Rev. Rick Warren, Obama's controversial pick to give the invocation prayer at his inauguration, appears to be relishing the national spotlight.

Just as the controversy surrounding Warren was beginning to subside, and with the cover of a major holiday just hours away, the preacher released a video on the Internet sure to draw the attention of the gay blogosphere and left media.

On Wednesday, the Warren choice lit up gay blogging sites like Americablog.com, which immediately began constructing a substantial anti-gay biography on him. They pointed out that his evangelical Saddleback megachurch in Southern California will not accept gays and lesbians as members, he supports the controversial ex-gay movement that claims gays can be “cured” through prayer, and, most importantly, he supported the passage of Proposition 8 – the California constitutional amendment banning gay marriage that has sparked national, even international, protests.

Warren's support for the measure included likening gay marriage to an incestuous relationship, pedophilia and even polygamy.

Joe Solmonese, president of Human Rights Campaign, the nation's largest gay and lesbian gay rights advocate, called the Warren choice “disrespectful” of gays, while openly gay Massachusetts Representative Barney Frank (Democrat) said the pick was a mistake.
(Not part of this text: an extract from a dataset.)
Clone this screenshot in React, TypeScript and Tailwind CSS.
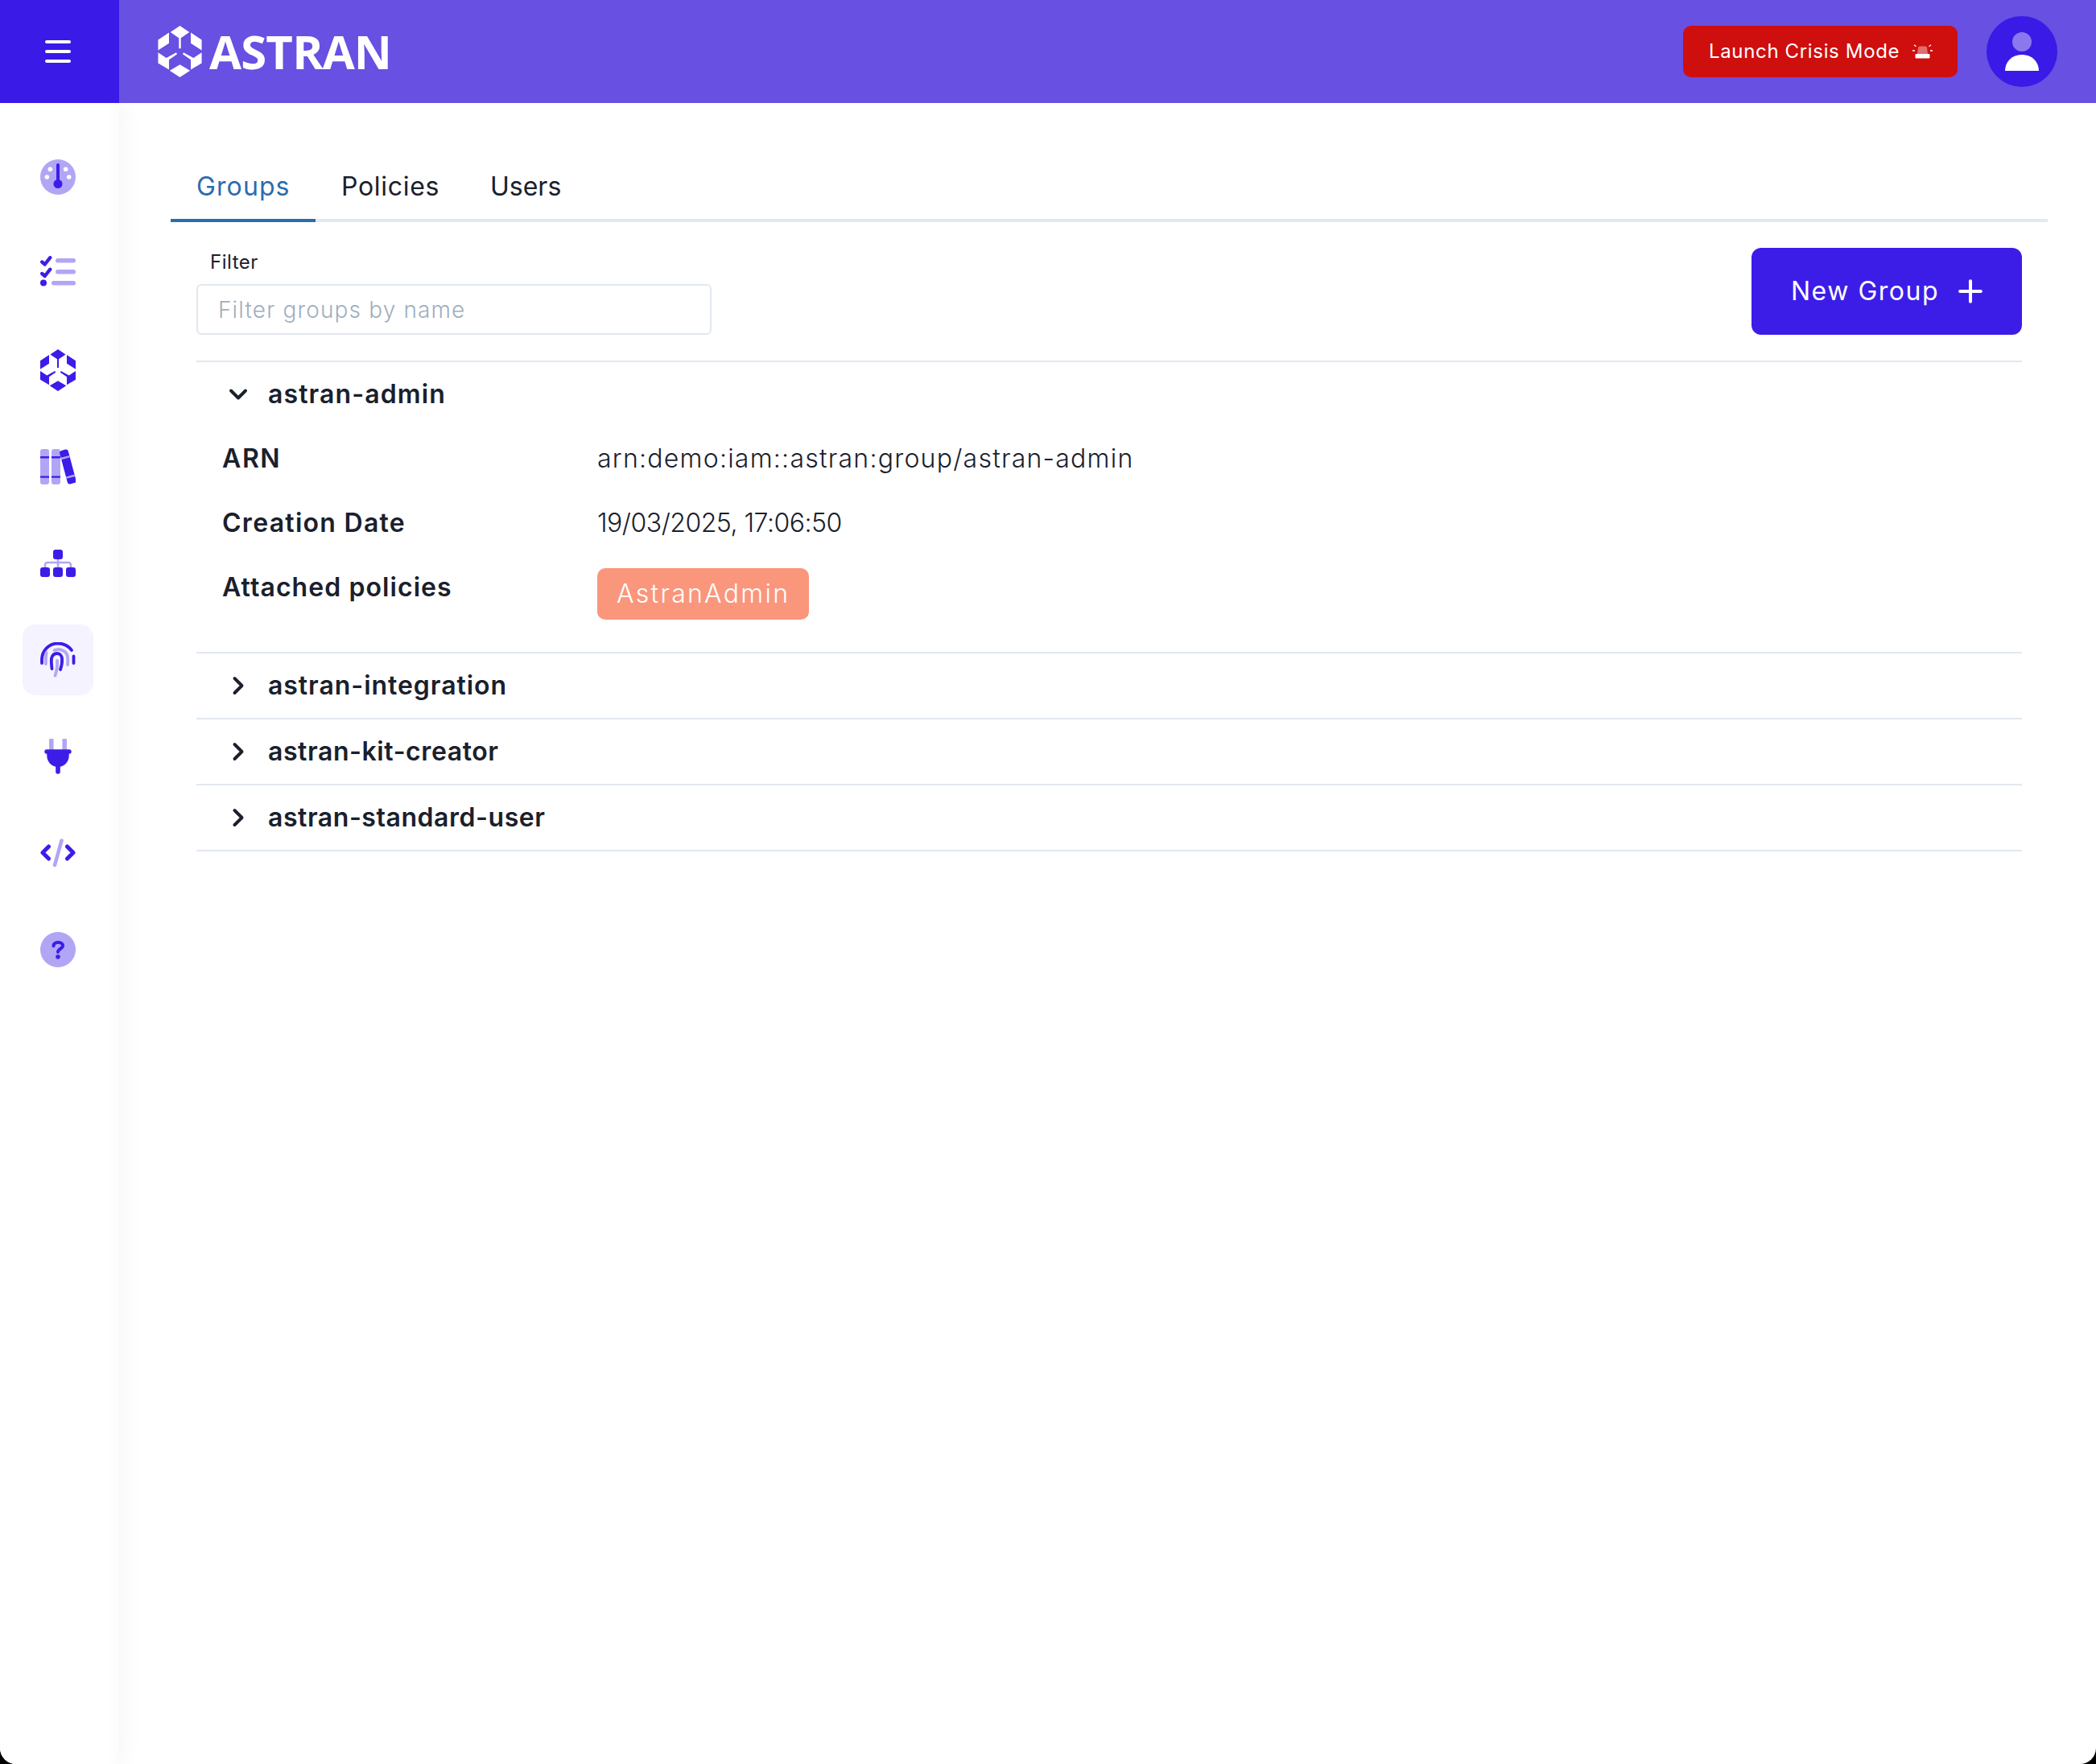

“Mr. Warren compared same-sex couples to incest. I found that deeply offensive and unfair,” Rep. Frank said on CNN's Late Edition.

“If he was inviting the Rev. Warren to participate in a forum and to make a speech, that would be a good thing,” Frank said. “But being singled out to give the prayer at the inauguration is a high honor. It has traditionally given a mark of great respect. And, yes, I think it was wrong to single him out for this mark of respect.”

Solmonese urged Obama to reconsider; instead the President-elect defended his pick, saying on Thursday that “it is important for America to come together, even though we may have disagreements on certain social issues,” and reiterated that he remains a “fierce” advocate of gay rights.

But on Sunday, with everyone having weighed in on the issue, Warren resurfaced with a new video and a more incendiary tone.

In the 22-minute video, released on his church's website in a nook called Pastor Rick's News & Views, Obama's choice to lead the nation in prayer makes a strong, if odd, defense for himself – at one point saying he “loves gays.”

“I have been accused of equating gay partnerships with incest and pedophilia,” Warren says. “Now, of course, as members of Saddleback church, you know I believe no such thing. I never have. You've never once heard me in 30 years talk that way about that.”

Internet surfers watching this video need only click over to Beliefnet.com to verify otherwise. There, in an interview with editor Steven Waldman, Warren said: “I'm opposed to having a brother and sister be together and call that marriage. I'm opposed to an older guy marrying a child and calling that a marriage. I'm opposed to one guy having multiple wives and calling that marriage.”

“Do you think, though, that they are equivalent to having gays getting married?” Waldman asked.

“Oh, I do,” Warren answered.

Warren's new video also takes aim at his critics: “A lot of you have written to me this week and said: Rick, how are you going to respond to all these false accusations and attacks, outright lies and hateful slander, and really a lot of hate speech. It's what I would call christophobia – people who are afraid of any Christian.”

Despite the fact that the story was never about Rick Warren per se (the story is about Obama's miscalculation at taking gay and lesbian support for granted; if that's what he's done), bloggers took the bait, dissecting the video frame by frame, and giving Warren the extra 15 minutes he sought.

Discussing the new video, and its timing, on MSNBC's Rachel Maddow Show, The Nation writer Katha Pollitt said: “He is not going to shrink away. This is a big opportunity for him.”

Openly lesbian Rachel Maddow has called on Obama to reconsider, calling Warren “the wrong choice.”